Derk’s shirt was off because of the heat, and the thumping of his defective heart twitched the few hairs on his chest. Chad hoped that Sharis didn’t notice this; it was the sort of thing she might comment on.
It was fun then, it really was. Sharis was slicing her huge cabbage in the kitchen: a quarter for cabbage rolls, a quarter for coleslaw, and a half for sweet-and-sour soup. Her massive knife flashed and gleamed. She thought of a cabbage seed, sun, water, something-from-nothing. How could anyone doubt the existence of God in a world with eleven-pound cabbages? She wasn’t a religious maniac like her parents (never), or a dopey optimist like Chad, but a cabbage like this gave you hope.
“How you doing with the Calmadol, Derk?” she asked.
His wife didn’t realize, Chad thought, that she intimidated people. She was small—“petite,” people said, “like a little ballet dancer.” When she turned, her dark brown hair spread out shining over her shoulders, and when she was busy or impatient, she would grab the whole great hank of it, twist it around her hand and drop it to the left of her neck. Her lips were full and pink; her brown eyes heavily lashed and often narrowed.
Derk’s mouth jerked, and Chad, thinking of
his friend’s wispy father, his impossible mother, gave Derk a smile and a roll of his eyes. Chad was six foot four and two hundred eighty pounds, but he scared no one. “Make yourself small,” Chad’s mother used to say, marshalling her sons through the crowded aisles of the grocery.
“I’m fine. I’m on the lowest dose,” Derk said, his eyes fixed on the blue table.
“They passed it out up north the day they did the Gridding,” Chad said in a companionable way. “Didn’t give people a choice. Just woke people up, lined them up in the streets, and squirted it in their mouths.” He glanced at Sharis as he spoke, invoking her complicity. She had watched this from a stand of trees twenty feet from her parents’ house, a fact known only to herself and Chad.
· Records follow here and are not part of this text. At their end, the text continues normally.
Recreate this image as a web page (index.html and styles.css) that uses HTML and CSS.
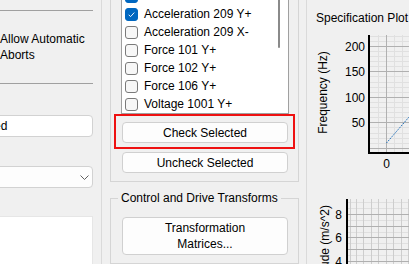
FILE: index.html
```html
<!DOCTYPE html>
<html lang="en">
<head>
    <meta charset="UTF-8">
    <meta name="viewport" content="width=device-width, initial-scale=1.0">
    <title>Test Setup</title>
    <link rel="stylesheet" href="styles.css">
</head>
<body>
    <div class="window">
        <!-- Left settings column (scrolled, clipped on the left) -->
        <aside class="side">
            <div class="side-inner">
                <hr class="rule rule-first">
                <label class="option">
                    <span class="box"></span>
                    <span class="option-text">Allow Automatic Aborts</span>
                </label>
                <hr class="rule">
                <div class="field">Closed</div>
                <div class="combo">
                    <span>Sine</span>
                    <svg class="chevron" width="9" height="5" viewBox="0 0 9 5"><path d="M0.5 0.5L4.5 4.5L8.5 0.5"/></svg>
                </div>
                <div class="sheet"></div>
            </div>
        </aside>

        <!-- Channels and transforms -->
        <section class="middle">
            <fieldset class="group group-channels">
                <div class="channel-list">
                    <label class="channel"><span class="box checked"><svg viewBox="0 0 13 13"><path d="M3.2 6.8L5.4 9L9.8 4.2"/></svg></span>Acceleration 208 Y+</label>
                    <label class="channel"><span class="box checked"><svg viewBox="0 0 13 13"><path d="M3.2 6.8L5.4 9L9.8 4.2"/></svg></span>Acceleration 209 Y+</label>
                    <label class="channel"><span class="box"></span>Acceleration 209 X-</label>
                    <label class="channel"><span class="box"></span>Force 101 Y+</label>
                    <label class="channel"><span class="box"></span>Force 102 Y+</label>
                    <label class="channel"><span class="box"></span>Force 106 Y+</label>
                    <label class="channel"><span class="box"></span>Voltage 1001 Y+</label>
                    <span class="thumb"></span>
                </div>
                <div class="marked">
                    <button class="btn">Check Selected</button>
                </div>
                <button class="btn btn-gap">Uncheck Selected</button>
            </fieldset>

            <fieldset class="group group-transforms">
                <legend>Control and Drive Transforms</legend>
                <button class="btn btn-tall">Transformation<br>Matrices...</button>
            </fieldset>
        </section>

        <!-- Specification plots -->
        <section class="plots">
            <div class="plots-title">Specification Plot</div>

            <svg class="plot" width="102" height="150" viewBox="0 0 102 150">
                <g class="grid-minor">
                    <path d="M62 10.5H102M62 15.5H102M62 25.5H102M62 30.5H102M62 35.5H102M62 40.5H102M62 50.5H102M62 56.5H102M62 61.5H102M62 66.5H102M62 76.5H102M62 81.5H102M62 86.5H102M62 91.5H102M62 101.5H102M62 107.5H102M62 112.5H102M62 117.5H102"/>
                    <path d="M71.5 9V127M87.5 9V127M95.5 9V127"/>
                </g>
                <g class="grid-major">
                    <path d="M62 20.5H102M62 45.5H102M62 71.5H102M62 96.5H102M62 122.5H102"/>
                    <path d="M79.5 9V127"/>
                </g>
                <path class="series" d="M79.5 117L102 91"/>
                <path class="axis" d="M62 9V128M61 127H102"/>
                <text class="tick" x="58" y="21" text-anchor="end">200</text>
                <text class="tick" x="58" y="46" text-anchor="end">150</text>
                <text class="tick" x="58" y="72" text-anchor="end">100</text>
                <text class="tick" x="58" y="97" text-anchor="end">50</text>
                <text class="tick" x="79.5" y="137.5" text-anchor="middle">0</text>
                <text class="tick" x="16" y="66.5" text-anchor="middle" transform="rotate(-90 16 66.5)">Frequency (Hz)</text>
            </svg>

            <svg class="plot" width="102" height="88" viewBox="0 0 102 88">
                <g class="grid-minor">
                    <path d="M40 26.5H102M40 32.5H102M40 44.5H102M40 56.5H102M40 67.5H102M40 79.5H102"/>
                </g>
                <g class="grid-mid">
                    <path d="M43.5 23V88M49.5 23V88M56.5 23V88M64.5 23V88M71.5 23V88M79.5 23V88M86.5 23V88M94.5 23V88M101.5 23V88"/>
                </g>
                <g class="grid-major">
                    <path d="M40 38.5H102M40 50.5H102M40 61.5H102M40 73.5H102M40 85.5H102"/>
                </g>
                <path class="axis" d="M40 23V88"/>
                <text class="tick" x="35" y="39" text-anchor="end">8</text>
                <text class="tick" x="35" y="62" text-anchor="end">6</text>
                <text class="tick" x="35" y="86" text-anchor="end">4</text>
                <text class="tick" x="18" y="29" text-anchor="end" transform="rotate(-90 18 29)">Amplitude (m/s^2)</text>
            </svg>
        </section>
    </div>
</body>
</html>
```

FILE: styles.css
```css
* {
    box-sizing: border-box;
}
html, body {
    margin: 0;
    padding: 0;
}
body {
    background-color: #f0f0f0;
    color: #000;
    font-family: "Liberation Sans", Arial, sans-serif;
    font-size: 12px;
    line-height: 16px;
    overflow: hidden;
}
.window {
    display: flex;
    height: 264px;
}

/* left column */
.side {
    width: 102px;
    flex: none;
    border-right: 1px solid #dadada;
    overflow: hidden;
}
.side-inner {
    margin-left: -40px;
    margin-right: 8px;
}
.rule {
    height: 0;
    margin: 20px 0 0;
    border: 0;
    border-top: 1px solid #a0a0a0;
}
.rule-first {
    margin-top: 10px;
}
.option {
    display: flex;
    align-items: flex-start;
    gap: 7px;
    margin-top: 20px;
    padding-left: 20px;
}
.option .box {
    margin-top: 2px;
}
.field {
    margin-top: 31px;
    height: 22px;
    padding-left: 9px;
    line-height: 20px;
    background: #fff;
    border: 1px solid #d2d2d2;
    border-radius: 4px;
}
.combo {
    display: flex;
    align-items: center;
    justify-content: space-between;
    margin-top: 29px;
    height: 22px;
    padding: 0 3px 0 9px;
    background: #fdfdfd;
    border: 1px solid #d2d2d2;
    border-radius: 4px;
}
.chevron path {
    fill: none;
    stroke: #606060;
    stroke-width: 1;
}
.sheet {
    margin-top: 28px;
    height: 60px;
    background: #fff;
    border: 1px solid #e6e6e6;
}

/* middle column */
.middle {
    width: 205px;
    flex: none;
    padding: 0 7px 0 8px;
    border-right: 1px solid #dadada;
    overflow: hidden;
}
.group {
    min-width: 0;
    margin: 0;
    padding: 0 9px 8px 10px;
    border: 1px solid #d5d5d5;
}
.group-channels {
    margin-top: -30px;
    padding-top: 15px;
}
.group-transforms {
    margin-top: 8px;
}
.group legend {
    margin-left: -3px;
    padding: 0 3px;
    line-height: 16px;
}
.channel-list {
    position: relative;
    background: #fff;
    border: 1px solid #a0a0a0;
}
.channel {
    display: flex;
    align-items: center;
    gap: 6px;
    height: 18px;
    padding-left: 3px;
    white-space: nowrap;
}
.box {
    display: block;
    flex: none;
    width: 13px;
    height: 13px;
    background: #f7f7f7;
    border: 1px solid #7a7a7a;
    border-radius: 3px;
}
.box.checked {
    background: #0067c0;
    border-color: #0067c0;
}
.box svg {
    display: block;
    width: 11px;
    height: 11px;
}
.box svg path {
    fill: none;
    stroke: #fff;
    stroke-width: 1.1;
}
.thumb {
    position: absolute;
    left: 156px;
    top: 0;
    width: 2px;
    height: 61px;
    background: #8a8a8a;
    border-radius: 1px;
}
.btn {
    display: block;
    width: 166px;
    height: 21px;
    margin-left: 1px;
    padding: 0;
    font: inherit;
    color: #000;
    background: #fdfdfd;
    border: 1px solid #d0d0d0;
    border-radius: 4px;
}
.btn-gap {
    margin-top: 9px;
}
.btn-tall {
    height: 38px;
    margin-top: 11px;
}
.marked {
    position: relative;
    margin-top: 8px;
}
.marked::after {
    content: "";
    position: absolute;
    top: -8px;
    right: -6px;
    bottom: -6px;
    left: -7px;
    border: 2px solid #ee1111;
    pointer-events: none;
}

/* right column */
.plots {
    flex: 1;
    overflow: hidden;
}
.plots-title {
    padding: 10px 0 0 9px;
    height: 26px;
    white-space: nowrap;
}
.plot {
    display: block;
}
.grid-minor path {
    fill: none;
    stroke: #e0e0e0;
    stroke-width: 1;
}
.grid-mid path {
    fill: none;
    stroke: #cdcdcd;
    stroke-width: 1;
}
.grid-major path {
    fill: none;
    stroke: #b0b0b0;
    stroke-width: 1;
}
.axis {
    fill: none;
    stroke: #000;
    stroke-width: 2;
}
.series {
    fill: none;
    stroke: #1f6fb8;
    stroke-width: 1;
    stroke-dasharray: 1.5 1;
}
.tick {
    font-family: "Liberation Sans", Arial, sans-serif;
    font-size: 12px;
    fill: #000;
    dominant-baseline: central;
}
```
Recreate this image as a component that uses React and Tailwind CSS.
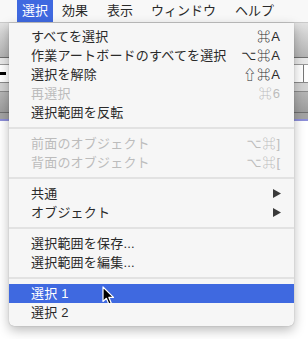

“What was wrong with those people?” Derk said. “Why’d they stand there like sheep and take it?”
“Maybe they were stunned, Derk,” Sharis said, her voice rising. “Maybe it was like a dream for them.” Chad shifted in his seat, wondering how much she was going to give away. “Plus, if you wouldn’t open your mouth for the Calmadol, they gave you a shot. Those shots knocked people out.”
“Gridding was the stupidest thing the government ever did,” Derk said. “They wouldn’t be dropping bombs on Shaker Heights if the government hadn’t done that.”
“No one’s dropping bombs on Shaker Heights,” Chad soothed, relieved Derk hadn’t noticed the immediacy of Sharis’s words. “From what I’ve heard, the Cleveland takeover’s been remarkably peaceable. I think the Alliance will be sorry they did it.”
“You may think the Grid’s stupid, but we’re eating,” Sharis said. “For thirteen years we’ve been eating. We’re still eating.” She was parroting Chad’s words, and Chad felt suddenly—uncomfortably—as if she were his child, spouting his ideas in a speech contest.
“Those Africans and the Suds, they don’t eat hardly anything,” Derk said, his animation returning. “That’s how they can run such a big military. I mean, they practically feed all their troops off what they draw from Canada.”